Pension income 13,000  
Personal Allowance (12,500)  
Taxable income 500  
Tax due at 20% 100  
Less: tax reduced due to the marriage allowance (100) restricted
Tax due nil  

Because John had some income taxable at 20% before the tax reducer, his highest main tax rate was 20%. This means that tax at 20% will be due on his state pension lump sum. The lump sum being £20,000, which means a tax bill of £4,000.   

And this is not the only ‘allowance’ that may catch out pensioners taking lump sums.

Dividend and personal savings allowances

These two so-called allowances are not in fact allowances at all in the same sense as the personal allowance! They in fact mean that a nil tax rate is applied to dividend income (up to £2,000 for the 2019/20 tax year) and to savings income (potentially up to £1,000 for the 2019/20 tax year).

When deciding the individual’s highest main tax rate for the purposes of taxing the state pension lump sum, these allowances are ignored.

The starting rate for savings, which allows up to £5,000 to be taxed at a nil rate (potentially on top of the personal savings allowance), is also ignored for the purposes of working out the individual’s main tax rate.

Again, let’s look at an example:

Sue, who lives in England, has income for 2019/20 comprising pension income of £12,000 and savings income of £6,000.

Her tax bill would be worked out like this:

Pension income   12,000
Savings income   6,000
Total income   18,000
Personal Allowance   (12,500)
Taxable income   £5,500
Tax due:    
Savings allowance £1,000 @ 0% 0
Starting rate for savings £4,500 @ 0% 0
Total tax due   nil

Thus, Sue has no tax to pay for 2019/20, but if she had received a state pension lump sum of, say, £7,000 during the year, that would be taxed at 20% (a tax bill of £1,400). This is because the savings allowance and starting rate for savings are both ignored for the purposes of working out Sue’s main tax rate and she is in fact a ‘basic rate’ or 20% taxpayer. Some £5,500 of her savings income would have been taxed at 20%, were it not for the special savings rates being applied.

So are there any other ‘true’ tax allowances, other than the personal allowance?

The blind person’s allowance is a true allowance. That is, you take it off your taxable income, so it would mean that if all of your income fell within your standard personal allowance and the blind person’s allowance when added together, you would be a non-taxpayer for the purpose of calculating tax on a state pension lump sum. This is the same whether the blind person’s allowance is your own, or has been transferred from your spouse or civil partner.

Also, both the trading allowance and property allowance totally exempt income from taxation.
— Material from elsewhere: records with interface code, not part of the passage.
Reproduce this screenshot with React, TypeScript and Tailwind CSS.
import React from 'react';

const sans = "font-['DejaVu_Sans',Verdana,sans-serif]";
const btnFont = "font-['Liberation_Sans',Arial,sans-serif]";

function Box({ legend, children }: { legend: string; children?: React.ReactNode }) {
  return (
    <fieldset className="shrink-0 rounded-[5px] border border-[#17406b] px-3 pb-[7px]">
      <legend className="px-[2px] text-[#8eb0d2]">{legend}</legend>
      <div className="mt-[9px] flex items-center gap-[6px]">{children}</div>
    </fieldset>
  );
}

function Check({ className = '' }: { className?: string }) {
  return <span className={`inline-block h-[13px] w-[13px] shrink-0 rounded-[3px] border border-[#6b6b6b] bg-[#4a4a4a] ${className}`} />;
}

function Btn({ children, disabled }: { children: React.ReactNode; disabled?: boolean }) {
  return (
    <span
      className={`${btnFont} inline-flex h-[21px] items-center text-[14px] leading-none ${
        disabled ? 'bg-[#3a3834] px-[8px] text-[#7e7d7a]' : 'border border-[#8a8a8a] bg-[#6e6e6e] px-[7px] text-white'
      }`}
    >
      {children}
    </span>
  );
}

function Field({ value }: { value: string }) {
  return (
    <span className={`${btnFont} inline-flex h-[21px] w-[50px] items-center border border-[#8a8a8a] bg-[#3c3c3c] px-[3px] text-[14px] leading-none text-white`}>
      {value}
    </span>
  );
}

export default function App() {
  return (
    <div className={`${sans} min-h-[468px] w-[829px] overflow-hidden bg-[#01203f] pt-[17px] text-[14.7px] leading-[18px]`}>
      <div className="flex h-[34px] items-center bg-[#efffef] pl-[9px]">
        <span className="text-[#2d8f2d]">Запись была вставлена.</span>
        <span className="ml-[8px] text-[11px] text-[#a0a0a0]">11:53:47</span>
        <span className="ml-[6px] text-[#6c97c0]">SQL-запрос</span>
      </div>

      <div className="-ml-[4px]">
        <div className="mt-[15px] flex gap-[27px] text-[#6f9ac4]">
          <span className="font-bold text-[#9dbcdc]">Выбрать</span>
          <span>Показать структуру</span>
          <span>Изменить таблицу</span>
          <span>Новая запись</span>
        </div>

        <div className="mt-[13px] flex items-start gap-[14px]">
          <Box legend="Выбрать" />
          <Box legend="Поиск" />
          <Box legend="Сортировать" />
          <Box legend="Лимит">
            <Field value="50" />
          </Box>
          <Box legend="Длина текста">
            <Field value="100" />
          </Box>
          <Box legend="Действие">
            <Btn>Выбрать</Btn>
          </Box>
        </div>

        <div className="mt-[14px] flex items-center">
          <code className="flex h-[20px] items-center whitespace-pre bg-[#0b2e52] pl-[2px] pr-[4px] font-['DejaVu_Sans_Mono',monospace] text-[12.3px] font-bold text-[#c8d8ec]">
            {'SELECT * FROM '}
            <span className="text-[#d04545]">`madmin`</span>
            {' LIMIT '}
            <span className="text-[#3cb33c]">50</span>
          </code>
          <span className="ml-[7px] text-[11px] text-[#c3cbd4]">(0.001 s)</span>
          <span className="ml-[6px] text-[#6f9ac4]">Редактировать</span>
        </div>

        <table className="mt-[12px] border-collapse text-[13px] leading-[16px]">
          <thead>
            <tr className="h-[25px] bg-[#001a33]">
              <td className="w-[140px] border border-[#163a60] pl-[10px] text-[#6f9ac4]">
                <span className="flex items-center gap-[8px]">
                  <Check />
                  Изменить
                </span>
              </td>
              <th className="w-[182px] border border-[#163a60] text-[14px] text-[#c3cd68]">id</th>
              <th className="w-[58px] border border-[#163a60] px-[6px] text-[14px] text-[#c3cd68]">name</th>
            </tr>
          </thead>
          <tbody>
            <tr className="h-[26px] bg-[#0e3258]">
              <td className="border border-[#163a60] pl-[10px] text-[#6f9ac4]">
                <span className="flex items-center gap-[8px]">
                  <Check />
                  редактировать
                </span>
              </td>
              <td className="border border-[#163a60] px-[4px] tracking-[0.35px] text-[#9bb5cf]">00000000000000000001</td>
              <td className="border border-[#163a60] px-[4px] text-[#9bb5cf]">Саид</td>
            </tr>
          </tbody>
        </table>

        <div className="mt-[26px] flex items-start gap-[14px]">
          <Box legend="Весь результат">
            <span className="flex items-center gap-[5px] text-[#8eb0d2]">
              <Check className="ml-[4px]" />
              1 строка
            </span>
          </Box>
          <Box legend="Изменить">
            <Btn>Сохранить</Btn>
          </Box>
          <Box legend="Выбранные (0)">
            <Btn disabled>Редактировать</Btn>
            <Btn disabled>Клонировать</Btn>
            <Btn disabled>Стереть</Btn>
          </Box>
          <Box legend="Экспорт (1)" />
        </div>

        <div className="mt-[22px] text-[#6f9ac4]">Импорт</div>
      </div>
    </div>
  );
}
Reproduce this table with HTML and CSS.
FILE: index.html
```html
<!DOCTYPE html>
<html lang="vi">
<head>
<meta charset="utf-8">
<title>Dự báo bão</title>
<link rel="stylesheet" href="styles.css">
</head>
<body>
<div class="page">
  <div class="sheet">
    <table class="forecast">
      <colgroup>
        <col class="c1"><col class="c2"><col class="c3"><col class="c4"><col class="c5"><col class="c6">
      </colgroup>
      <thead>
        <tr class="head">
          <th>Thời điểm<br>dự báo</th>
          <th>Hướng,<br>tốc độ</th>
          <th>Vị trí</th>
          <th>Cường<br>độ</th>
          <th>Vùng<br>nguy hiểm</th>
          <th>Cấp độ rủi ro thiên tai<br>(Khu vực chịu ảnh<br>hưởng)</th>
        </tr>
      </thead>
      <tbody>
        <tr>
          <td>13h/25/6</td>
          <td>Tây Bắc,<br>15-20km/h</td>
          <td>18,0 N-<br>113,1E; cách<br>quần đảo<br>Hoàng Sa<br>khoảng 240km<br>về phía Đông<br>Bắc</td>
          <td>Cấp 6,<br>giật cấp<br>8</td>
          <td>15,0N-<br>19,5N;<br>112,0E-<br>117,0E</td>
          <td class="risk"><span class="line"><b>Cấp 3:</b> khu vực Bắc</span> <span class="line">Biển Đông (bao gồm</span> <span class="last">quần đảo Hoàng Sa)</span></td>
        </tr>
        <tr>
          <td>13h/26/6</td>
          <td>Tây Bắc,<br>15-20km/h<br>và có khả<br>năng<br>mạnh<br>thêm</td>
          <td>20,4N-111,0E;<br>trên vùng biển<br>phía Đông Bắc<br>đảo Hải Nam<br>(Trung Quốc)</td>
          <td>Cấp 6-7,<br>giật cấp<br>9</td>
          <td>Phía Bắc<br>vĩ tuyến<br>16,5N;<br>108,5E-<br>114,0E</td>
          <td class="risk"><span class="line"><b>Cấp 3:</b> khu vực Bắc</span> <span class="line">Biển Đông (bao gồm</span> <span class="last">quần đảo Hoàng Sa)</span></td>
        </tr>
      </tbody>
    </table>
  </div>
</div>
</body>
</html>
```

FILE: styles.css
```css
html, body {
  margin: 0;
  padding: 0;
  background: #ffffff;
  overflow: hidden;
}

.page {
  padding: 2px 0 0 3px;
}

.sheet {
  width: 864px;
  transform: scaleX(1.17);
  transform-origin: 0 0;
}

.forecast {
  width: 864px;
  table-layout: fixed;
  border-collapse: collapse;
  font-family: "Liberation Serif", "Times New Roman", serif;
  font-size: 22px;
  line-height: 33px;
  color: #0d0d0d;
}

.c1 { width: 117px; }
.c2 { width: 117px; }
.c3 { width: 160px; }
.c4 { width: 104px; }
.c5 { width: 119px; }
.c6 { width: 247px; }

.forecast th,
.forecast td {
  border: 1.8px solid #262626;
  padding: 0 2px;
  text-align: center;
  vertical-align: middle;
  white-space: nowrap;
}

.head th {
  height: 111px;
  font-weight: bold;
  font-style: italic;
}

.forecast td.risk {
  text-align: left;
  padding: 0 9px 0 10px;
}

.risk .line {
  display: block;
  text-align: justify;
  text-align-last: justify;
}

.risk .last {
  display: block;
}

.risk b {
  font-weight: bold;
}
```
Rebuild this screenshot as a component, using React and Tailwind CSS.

Again, this means that if you had, say, employment earnings and pension income totalling £12,500 or less in 2019/20 plus up to £1,000 of income from a self-employed side-line, you would be a non-taxpayer for the purpose of calculating tax on a state pension lump sum, if you claimed the trading allowance.


The moral of the story is, check carefully so you don’t end up with an unexpected tax bill.